There can be no money without growth. No growth without building. No building without planning reform.

Beyond the words, it was noteworthy that the speech was accompanied by immediate action. The government has called in two previously rejected planning applications for data centres – one presumes with a view to allowing them to go forward. And in just a few strokes of a pen, the government has shredded the previous regime’s effective ban on onshore wind, in what is potentially the first steps towards a strategy of energy abundance.

Just imagine, if you will, how this would have taken place under Whitehall’s preferred modus operandi. A green paper, a white paper, maybe a technical consultation or two, much agonising over the views of ‘stakeholders’ and then – a year or two later – some carefully nuanced tweaks to the regulations that shifted the status quo by a few percent. The Chancellor’s speech was a rejection of incrementalism in favour of action.

Something is about to happen that has not happened for a long time. The government is going to wake up and find out that it is strong.

Beyond planning reform, the emphasis on macro-economic stability and fiscal responsibility was rightly designed to reassure the bond markets. And her commitment to reform the pensions system “to drive investment in homegrown businesses and deliver greater returns to pension savers” echoes recommendations in Policy Exchange’s report, Unleashing Capital, and is a welcome recognition of the financial sector’s fundamental importance in driving growth.

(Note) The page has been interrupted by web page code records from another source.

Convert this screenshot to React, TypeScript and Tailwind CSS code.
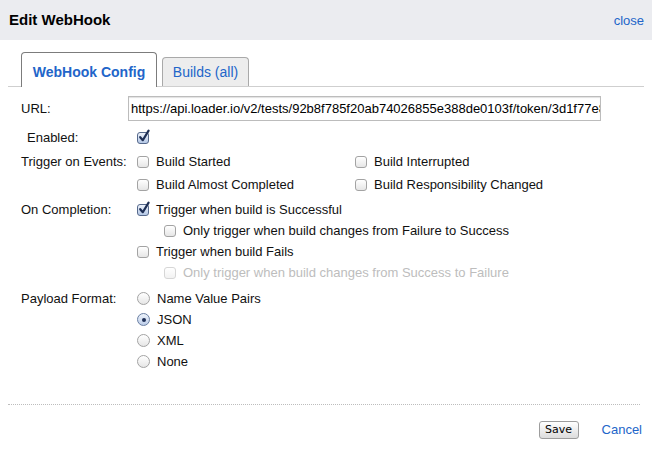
import type { ReactNode } from 'react';

const font = { fontFamily: '"Liberation Sans", Arial, sans-serif' };

const URL_VALUE =
  'https://api.loader.io/v2/tests/92b8f785f20ab74026855e388de0103f/token/3d1f77e8a1c';

function Box({ checked = false, disabled = false }: { checked?: boolean; disabled?: boolean }) {
  return (
    <span
      className={
        'relative inline-block w-[12px] h-[12px] shrink-0 rounded-[3px] border bg-linear-to-b ' +
        (checked
          ? 'border-[#56698c] from-[#eef3fb] to-[#b5c8e6]'
          : disabled
            ? 'border-[#d6d6d6] from-white to-[#f2f2f2]'
            : 'border-[#a3a3a3] from-white to-[#e6e6e6]')
      }
    >
      {checked && (
        <svg className="absolute -top-[4px] left-[0px]" width="13" height="14" viewBox="0 0 13 14">
          <path
            d="M2.2 8.2 L4.8 11.2 L10.6 1.6"
            fill="none"
            stroke="#1e2f55"
            strokeWidth="2.2"
            strokeLinecap="round"
            strokeLinejoin="round"
          />
        </svg>
      )}
    </span>
  );
}

function Radio({ checked = false }: { checked?: boolean }) {
  return (
    <span
      className={
        'relative inline-flex items-center justify-center w-[13px] h-[13px] shrink-0 rounded-full border bg-linear-to-b ' +
        (checked
          ? 'border-[#6a7fa3] from-[#eef3fb] to-[#bccde8]'
          : 'border-[#a3a3a3] from-white to-[#e6e6e6]')
      }
    >
      {checked && <span className="w-[4px] h-[4px] rounded-full bg-[#1e2f55]" />}
    </span>
  );
}

function Opt({
  children,
  control,
  disabled = false,
  className = '',
}: {
  children: ReactNode;
  control: ReactNode;
  disabled?: boolean;
  className?: string;
}) {
  return (
    <div className={'flex items-center gap-[7px] ' + className}>
      {control}
      <span className={disabled ? 'text-[#bdbdbd]' : ''}>{children}</span>
    </div>
  );
}

export default function App() {
  return (
    <div className="w-[652px] h-[464px] bg-white text-[13px] text-[#111] overflow-hidden" style={font}>
      <div className="h-[40px] bg-[#ebecf0] flex items-center justify-between pl-[9px] pr-[8px]">
        <span className="text-[15px] font-bold text-black">Edit WebHook</span>
        <a className="text-[#2265c9] pt-[1px]">close</a>
      </div>

      <div className="px-[8px] pt-[12px]">
        <div className="flex items-end gap-[5px] pl-[13px] border-b border-[#cfcfcf] h-[35px]">
          <div className="h-[35px] w-[136px] -mb-px flex items-center justify-center rounded-t-[4px] border border-b-0 border-[#7c7c7c] bg-white text-[14px] font-bold text-[#2265c9] pt-[4px]">
            WebHook Config
          </div>
          <div className="h-[29px] w-[87px] flex items-center justify-center rounded-t-[4px] border border-b-0 border-[#a9a9a9] bg-[#ededed] text-[14px] text-[#2265c9] pt-[1px]">
            Builds (all)
          </div>
        </div>

        <div className="pl-[13px] pt-[9px]">
          <div className="flex items-center h-[25px]">
            <span className="w-[107px]">URL:</span>
            <input
              readOnly
              value={URL_VALUE}
              className="w-[473px] h-[25px] border border-[#bcbcbc] shadow-[inset_0_1px_1px_rgba(0,0,0,0.12)] pl-[2px] text-[13px] text-black outline-none"
              style={font}
            />
          </div>

          <div className="flex items-center h-[20px] mt-[7px]">
            <span className="w-[116px] pl-[6px]">Enabled:</span>
            <Box checked />
          </div>

          <div className="flex mt-[2px]">
            <span className="w-[116px] h-[23px] flex items-center">Trigger on Events:</span>
            <div className="grid grid-cols-[218px_auto]">
              <Opt className="h-[23px]" control={<Box />}>Build Started</Opt>
              <Opt className="h-[23px]" control={<Box />}>Build Interrupted</Opt>
              <Opt className="h-[23px]" control={<Box />}>Build Almost Completed</Opt>
              <Opt className="h-[23px]" control={<Box />}>Build Responsibility Changed</Opt>
            </div>
          </div>

          <div className="flex mt-[3px]">
            <span className="w-[116px] h-[21px] flex items-center">On Completion:</span>
            <div className="flex flex-col">
              <Opt className="h-[21px]" control={<Box checked />}>Trigger when build is Successful</Opt>
              <Opt className="h-[21px] pl-[27px]" control={<Box />}>
                Only trigger when build changes from Failure to Success
              </Opt>
              <Opt className="h-[21px]" control={<Box />}>Trigger when build Fails</Opt>
              <Opt className="h-[21px] pl-[27px]" control={<Box disabled />} disabled>
                Only trigger when build changes from Success to Failure
              </Opt>
            </div>
          </div>

          <div className="flex mt-[5px]">
            <span className="w-[116px] h-[21px] flex items-center">Payload Format:</span>
            <div className="flex flex-col">
              <Opt className="h-[21px]" control={<Radio />}>Name Value Pairs</Opt>
              <Opt className="h-[21px]" control={<Radio checked />}>JSON</Opt>
              <Opt className="h-[21px]" control={<Radio />}>XML</Opt>
              <Opt className="h-[21px]" control={<Radio />}>None</Opt>
            </div>
          </div>
        </div>

        <div className="mt-[32px] border-t border-dotted border-[#bdbdbd] w-[632px]" />

        <div className="flex items-center justify-end gap-[23px] pr-[2px] mt-[15px]">
          <button
            className="h-[18px] w-[40px] rounded-[3px] border border-[#9d9d9d] bg-linear-to-b from-white to-[#dcdcdc] text-black leading-none"
            style={{ fontFamily: '"DejaVu Sans", "Liberation Sans", sans-serif', fontSize: 11 }}
          >
            Save
          </button>
          <a className="text-[#2265c9]">Cancel</a>
        </div>
      </div>
    </div>
  );
}
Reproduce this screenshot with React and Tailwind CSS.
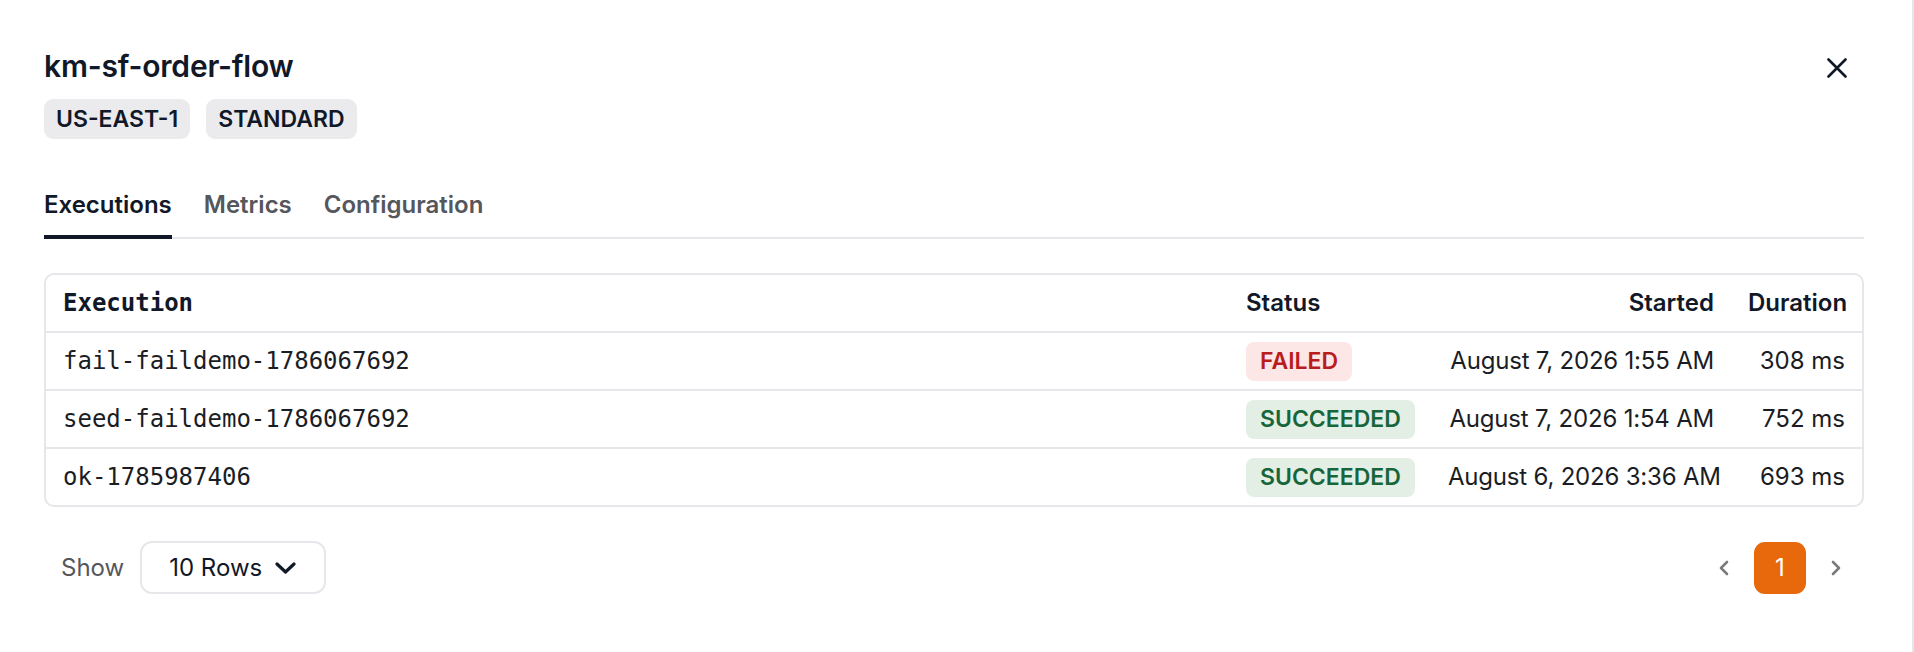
import { useState } from 'react';

const executions = [
  { id: 'fail-faildemo-1786067692', status: 'FAILED', started: 'August 7, 2026 1:55 AM', duration: '308 ms' },
  { id: 'seed-faildemo-1786067692', status: 'SUCCEEDED', started: 'August 7, 2026 1:54 AM', duration: '752 ms' },
  { id: 'ok-1785987406', status: 'SUCCEEDED', started: 'August 6, 2026 3:36 AM', duration: '693 ms' },
];

const tabs = ['Executions', 'Metrics', 'Configuration'];

const sans = { fontFamily: 'Inter, "Liberation Sans", sans-serif' };
const mono = { fontFamily: '"DejaVu Sans Mono", monospace' };

const StatusBadge = ({ status }) => {
  const styles =
    status === 'FAILED'
      ? 'bg-[#fde6e6] text-[#b91c1c]'
      : 'bg-[#e3efe5] text-[#17653a]';
  return (
    <span className={`inline-flex h-[39px] items-center rounded-[8px] px-[14px] text-[23px] font-semibold ${styles}`}>
      {status}
    </span>
  );
};

const CloseIcon = () => (
  <svg width="20" height="20" viewBox="0 0 20 20" fill="none" stroke="#111827" strokeWidth="2.6" strokeLinecap="round">
    <path d="M1.5 1.5l17 17M18.5 1.5l-17 17" />
  </svg>
);

const ChevronDown = () => (
  <svg width="21" height="12" viewBox="0 0 21 12" fill="none" stroke="#111827" strokeWidth="3.2" strokeLinecap="round" strokeLinejoin="round">
    <path d="M2 2l8.5 8 8.5-8" />
  </svg>
);

const ChevronSide = ({ dir }) => (
  <svg width="10" height="16" viewBox="0 0 10 16" fill="none" stroke="#7b7b7f" strokeWidth="2.6" strokeLinecap="round" strokeLinejoin="round">
    {dir === 'left' ? <path d="M8 2L2 8l6 6" /> : <path d="M2 2l6 6-6 6" />}
  </svg>
);

export default function App() {
  const [active, setActive] = useState('Executions');

  return (
    <div className="flex min-h-[652px] w-full bg-white text-[#111827]" style={sans}>
      <div className="flex-1 pl-[44px] pr-[48px] pt-[48px]">
        {/* header */}
        <div className="flex items-start justify-between">
          <div>
            <h1 className="text-[30px] font-semibold leading-[36px] tracking-[-0.2px]">km-sf-order-flow</h1>
            <div className="mt-[15px] flex gap-[16px]">
              <span className="inline-flex h-[40px] items-center rounded-[9px] bg-[#ebebed] px-[12px] text-[23px] font-semibold">
                US-EAST-1
              </span>
              <span className="inline-flex h-[40px] items-center rounded-[9px] bg-[#ebebed] px-[12px] text-[23px] font-semibold">
                STANDARD
              </span>
            </div>
          </div>
          <button className="mr-[17px] mt-[10px]">
            <CloseIcon />
          </button>
        </div>

        {/* tabs */}
        <div className="mt-[50px] flex gap-[32px] border-b-2 border-[#e5e7eb]">
          {tabs.map((t) => (
            <button
              key={t}
              onClick={() => setActive(t)}
              className={`-mb-[2px] border-b-4 pb-[14px] text-[24px] font-semibold leading-[32px] ${
                active === t ? 'border-[#111827] text-[#111827]' : 'border-transparent text-[#55575c]'
              }`}
            >
              {t}
            </button>
          ))}
        </div>

        {/* executions table */}
        <div className="mt-[34px] overflow-hidden rounded-[10px] border-2 border-[#e6e7ea]">
          <div className="grid h-[56px] grid-cols-[1fr_202px_300px_131px] items-center text-[24px] font-semibold">
            <div className="px-[17px] font-bold" style={mono}>
              Execution
            </div>
            <div className="px-[17px]">Status</div>
            <div className="px-[17px] text-right">Started</div>
            <div className="px-[17px] text-right">Duration</div>
          </div>
          {executions.map((e) => (
            <div
              key={e.id}
              className="grid h-[58px] grid-cols-[1fr_202px_300px_131px] items-center border-t-2 border-[#e6e7ea] text-[24px] text-[#1a1d24]"
            >
              <div className="px-[17px]" style={mono}>
                {e.id}
              </div>
              <div className="px-[17px]">
                <StatusBadge status={e.status} />
              </div>
              <div className="whitespace-nowrap px-[17px] text-right tracking-[-0.2px]">{e.started}</div>
              <div className="px-[17px] text-right">{e.duration}</div>
            </div>
          ))}
        </div>

        {/* footer */}
        <div className="mt-[34px] flex items-center justify-between pl-[17px]">
          <div className="flex items-center gap-[16px]">
            <span className="text-[24px] text-[#55575c]">Show</span>
            <button className="flex h-[53px] w-[186px] items-center justify-between rounded-[12px] border-2 border-[#e6e7ea] pl-[27px] pr-[28px] text-[24px]">
              <span>10 Rows</span>
              <ChevronDown />
            </button>
          </div>
          <div className="flex items-center gap-[4px] pr-[2px]">
            <button className="flex h-[52px] w-[52px] items-center justify-center">
              <ChevronSide dir="left" />
            </button>
            <button className="flex h-[52px] w-[52px] items-center justify-center rounded-[11px] bg-[#e8690c] text-[24px] text-white">
              1
            </button>
            <button className="flex h-[52px] w-[52px] items-center justify-center">
              <ChevronSide dir="right" />
            </button>
          </div>
        </div>
      </div>
      <div className="w-[2px] bg-[#e6e7ea]" />
    </div>
  );
}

None of this will be easy. Reeves referred to difficult choices three times, and to vested interests twice. She will encounter them both in abundance – and she will need both steely resolution and absolute clarity of purpose to overcome them.

She will have to overcome obstacles, also, within the Labour Party. How far is Reeves’ laser-like focus on growth shared across her back benches? Will the Labour MPs who have recently triumphed in the leafy shires share her enthusiasm for concreting over the green belt? Even amongst her Cabinet colleagues, how will Angela Rayner’s ambitions to extend workers’ rights, strengthen union power and introduce collective sectoral bargaining – the last of which Policy Exchange calculated could add up to £225 a year on average to council tax if rolled out for social care alone – contribute to the Chancellor’s plan for growth?

But overall, there is cause for optimism. This was a serious speech that targeted the most significant obstacles to growth in Britain today – alongside a clear plan of action for how they could be overcome. The Chancellor has set herself the right mission: now she must deliver upon it.